“"Such flawed-positive rollouts are rewarded identically to fully correct ones, causing policy models to internalize these unreliable reasoning patterns." — Ding et al., arXiv:2510.22543”
You know that feeling when a student gets the right answer but their work is clearly wrong — they just guessed? RLVR training for LLMs has this problem at scale: the training signal only checks if the final answer is correct, so answer-guessing and logic shortcuts earn the same positive reward as fully reasoned solutions. The authors find this affects 20–40% of correct training rollouts across Qwen2.5-Math-7B-Base, Llama3.3-70B-Instruct, and Qwen3-1.7B. The ratio doesn't shrink with more training — it plateaus at ~30%, meaning your model keeps internalizing unreliable reasoning patterns even as its benchmark scores improve.

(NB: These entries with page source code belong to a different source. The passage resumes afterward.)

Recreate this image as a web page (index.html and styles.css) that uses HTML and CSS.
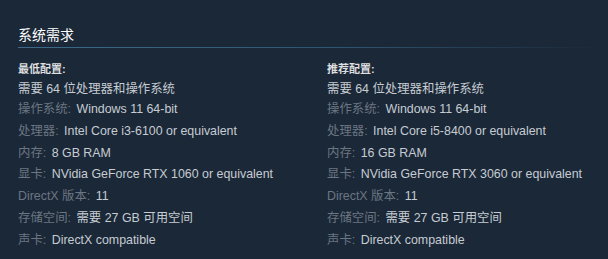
FILE: index.html
```html
<!DOCTYPE html>
<html lang="zh-CN">
<head>
<meta charset="utf-8">
<title>系统需求</title>
<link rel="stylesheet" href="styles.css">
</head>
<body>
<section class="sysreq">
  <h2 class="title">系统需求</h2>
  <div class="cols">
    <div class="col">
      <div class="heading">最低配置:</div>
      <ul class="list">
        <li class="first">需要 64 位处理器和操作系统</li>
        <li><span class="lbl">操作系统:</span> Windows 11 64-bit</li>
        <li><span class="lbl">处理器:</span> Intel Core i3-6100 or equivalent</li>
        <li><span class="lbl">内存:</span> 8 GB RAM</li>
        <li><span class="lbl">显卡:</span> NVidia GeForce RTX 1060 or equivalent</li>
        <li><span class="lbl">DirectX 版本:</span> 11</li>
        <li><span class="lbl">存储空间:</span> 需要 27 GB 可用空间</li>
        <li><span class="lbl">声卡:</span> DirectX compatible</li>
      </ul>
    </div>
    <div class="col">
      <div class="heading">推荐配置:</div>
      <ul class="list">
        <li class="first">需要 64 位处理器和操作系统</li>
        <li><span class="lbl">操作系统:</span> Windows 11 64-bit</li>
        <li><span class="lbl">处理器:</span> Intel Core i5-8400 or equivalent</li>
        <li><span class="lbl">内存:</span> 16 GB RAM</li>
        <li><span class="lbl">显卡:</span> NVidia GeForce RTX 3060 or equivalent</li>
        <li><span class="lbl">DirectX 版本:</span> 11</li>
        <li><span class="lbl">存储空间:</span> 需要 27 GB 可用空间</li>
        <li><span class="lbl">声卡:</span> DirectX compatible</li>
      </ul>
    </div>
  </div>
</section>
</body>
</html>
```
FILE: styles.css
```css
html, body {
  margin: 0;
  padding: 0;
  background: #1b2838;
  height: 100%;
}
body {
  font-family: "Liberation Sans", Arial, "Noto Sans CJK SC", sans-serif;
  overflow: hidden;
}
.sysreq {
  padding: 25px 8px 0 18px;
}
.title {
  margin: 0;
  font-size: 14px;
  font-weight: normal;
  line-height: 20px;
  color: #ffffff;
  padding-bottom: 2px;
  border-bottom: 1px solid transparent;
  border-image: linear-gradient(to right, #3c6a8a 0%, #2f5670 55%, rgba(27,40,56,0) 100%) 1;
}
.cols {
  display: grid;
  grid-template-columns: 309px 1fr;
  padding-top: 14px;
}
.heading {
  font-size: 11px;
  font-weight: bold;
  line-height: 14px;
  color: #dcdedf;
}
.list {
  list-style: none;
  margin: 3px 0 0;
  padding: 0;
  font-size: 12.4px;
  color: #c6ccd2;
}
.list li {
  line-height: 21.8px;
  white-space: nowrap;
}
.list li.first {
  line-height: 20px;
}
.lbl {
  color: #6b7682;
  margin-right: 2px;
}
```
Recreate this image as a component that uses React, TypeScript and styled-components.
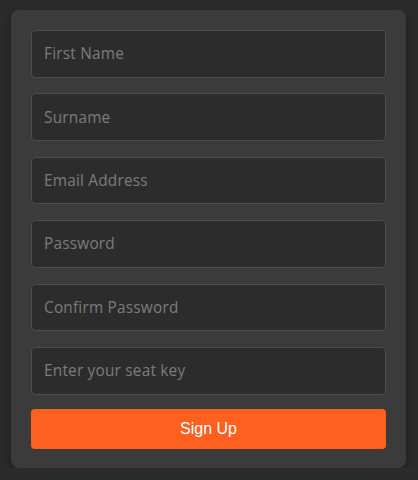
import React from "react";
import styled, { createGlobalStyle } from "styled-components";

const Global = createGlobalStyle`
  html, body {
    margin: 0;
    padding: 0;
    background: #2b2b2b;
  }
  * { box-sizing: border-box; }
`;

const Page = styled.div`
  padding: 10px 12px 0 11px;
`;

const Card = styled.form`
  width: 395px;
  background: #3b3b3b;
  border-radius: 8px;
  padding: 20px 20px 19px 20px;
  display: flex;
  flex-direction: column;
  gap: 14.4px;
  box-shadow: 0 4px 10px rgba(0, 0, 0, 0.35);
`;

const Fields = styled.div`
  display: flex;
  flex-direction: column;
  gap: 15.8px;
`;

const Field = styled.input`
  height: 47.6px;
  width: 100%;
  background: #2c2c2c;
  border: 1px solid #4d4d4d;
  border-radius: 4px;
  padding: 0 12px;
  font-family: "Open Sans", "Noto Sans", sans-serif;
  font-size: 15.4px;
  color: #ddd;
  outline: none;
  &::placeholder {
    color: #7c7c7c;
    letter-spacing: 0.2px;
  }
`;

const Submit = styled.button`
  height: 40px;
  width: 100%;
  background: #ff5f1f;
  border: none;
  border-radius: 4px;
  color: #ffffff;
  font-family: "Liberation Sans", Arial, sans-serif;
  font-size: 16px;
  cursor: pointer;
`;

const fields = [
  { placeholder: "First Name", type: "text" },
  { placeholder: "Surname", type: "text" },
  { placeholder: "Email Address", type: "email" },
  { placeholder: "Password", type: "password" },
  { placeholder: "Confirm Password", type: "password" },
  { placeholder: "Enter your seat key", type: "text" },
];

export default function App() {
  return (
    <Page>
      <Global />
      <Card onSubmit={(e) => e.preventDefault()}>
        <Fields>
          {fields.map((f) => (
            <Field key={f.placeholder} type={f.type} placeholder={f.placeholder} />
          ))}
        </Fields>
        <Submit type="submit">Sign Up</Submit>
      </Card>
    </Page>
  );
}
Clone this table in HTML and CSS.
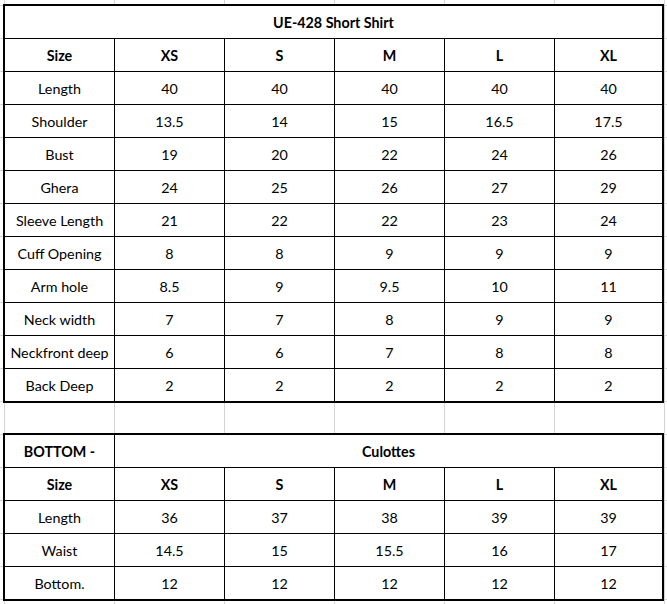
FILE: index.html
```html
<!DOCTYPE html>
<html>
<head>
<meta charset="utf-8">
<link rel="stylesheet" href="styles.css">
</head>
<body>
<div class="sheet">
  <div class="tbl">
    <div class="c span-all b">UE-428 Short Shirt</div>
    <div class="c b">Size</div><div class="c b">XS</div><div class="c b">S</div><div class="c b">M</div><div class="c b">L</div><div class="c b">XL</div>
    <div class="c">Length</div><div class="c">40</div><div class="c">40</div><div class="c">40</div><div class="c">40</div><div class="c">40</div>
    <div class="c">Shoulder</div><div class="c">13.5</div><div class="c">14</div><div class="c">15</div><div class="c">16.5</div><div class="c">17.5</div>
    <div class="c">Bust</div><div class="c">19</div><div class="c">20</div><div class="c">22</div><div class="c">24</div><div class="c">26</div>
    <div class="c">Ghera</div><div class="c">24</div><div class="c">25</div><div class="c">26</div><div class="c">27</div><div class="c">29</div>
    <div class="c">Sleeve Length</div><div class="c">21</div><div class="c">22</div><div class="c">22</div><div class="c">23</div><div class="c">24</div>
    <div class="c">Cuff Opening</div><div class="c">8</div><div class="c">8</div><div class="c">9</div><div class="c">9</div><div class="c">9</div>
    <div class="c">Arm hole</div><div class="c">8.5</div><div class="c">9</div><div class="c">9.5</div><div class="c">10</div><div class="c">11</div>
    <div class="c">Neck width</div><div class="c">7</div><div class="c">7</div><div class="c">8</div><div class="c">9</div><div class="c">9</div>
    <div class="c">Neckfront deep</div><div class="c">6</div><div class="c">6</div><div class="c">7</div><div class="c">8</div><div class="c">8</div>
    <div class="c">Back Deep</div><div class="c">2</div><div class="c">2</div><div class="c">2</div><div class="c">2</div><div class="c">2</div>
  </div>
  <div class="tbl second">
    <div class="c b">BOTTOM -</div><div class="c span-rest b">Culottes</div>
    <div class="c b">Size</div><div class="c b">XS</div><div class="c b">S</div><div class="c b">M</div><div class="c b">L</div><div class="c b">XL</div>
    <div class="c">Length</div><div class="c">36</div><div class="c">37</div><div class="c">38</div><div class="c">39</div><div class="c">39</div>
    <div class="c">Waist</div><div class="c">14.5</div><div class="c">15</div><div class="c">15.5</div><div class="c">16</div><div class="c">17</div>
    <div class="c">Bottom.</div><div class="c">12</div><div class="c">12</div><div class="c">12</div><div class="c">12</div><div class="c">12</div>
  </div>
</div>
</body>
</html>
```

FILE: styles.css
```css
html, body {
  margin: 0;
  padding: 0;
}
body {
  width: 667px;
  min-height: 604px;
  overflow: hidden;
  background-color: #fff;
  background-image:
    linear-gradient(to right, #d4d4d4 1px, transparent 1px),
    linear-gradient(to bottom, #d4d4d4 1px, transparent 1px);
  background-size: 110px 100%, 100% 33px;
  background-position: 4px 0, 0 5px;
  font-family: Lato, "Open Sans", sans-serif;
  font-size: 14.3px;
  color: #000;
}
.sheet {
  padding: 4px 0 0 3px;
}
.tbl {
  display: grid;
  grid-template-columns: 109px 109px 109px 109px 109px 107px;
  grid-auto-rows: 32px;
  gap: 1px;
  background: #000;
  border: 2px solid #000;
  width: max-content;
}
.second {
  margin-top: 30px;
}
.c {
  background: #fff;
  display: flex;
  align-items: center;
  justify-content: center;
  white-space: nowrap;
}
.b {
  font-weight: 700;
}
.span-all {
  grid-column: 1 / -1;
}
.span-rest {
  grid-column: 2 / -1;
}
```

Think of it like a teacher who first lets students use cheat sheets during an early learning phase, then gradually removes them as students get stronger. FAPO adds two components on top of standard RLVR: a generative process reward model (GenRM) that reads each reasoning step and flags where the model guessed or made a logical jump, and a reward penalty term that only activates once fully-correct rollouts outnumber failed rollouts (the α/β ratio crosses 1). The penalty uses a distance-sensitive formula — the further a wrong step is from where the model claims correctness, the larger the deduction. During warm-up, flawed positives still get rewarded because they help the model learn fast. Once the model gets reliable, the penalty kicks in and steers optimization toward showing its work. The λ=1 penalty weight is derived from a majority-guided rule, not tuned manually.
If you train or fine-tune reasoning LLMs using RLVR (GRPO, PPO, or derivatives) and care about process reliability beyond benchmark accuracy, this paper is directly relevant. You need access to the verl training framework and the compute budget for 7B–32B models to apply the full method. Not usable yet for training reproduction: the recipe/fapo code directory in volcengine/verl returns HTTP 404 as of May 27, 2026.
Worth reading if you work on RLVR post-training — the empirical finding that flawed positives persist at ~30% across model types and training runs is concrete and documented across multiple model families. The method is elegant: no new hyperparameters, less than 20% compute overhead. However, the training code is not yet publicly accessible (recipe/fapo returns HTTP 404), validation covers only math tasks, and the model has 7 HuggingFace downloads as of May 2026 — far too early for any production evaluation.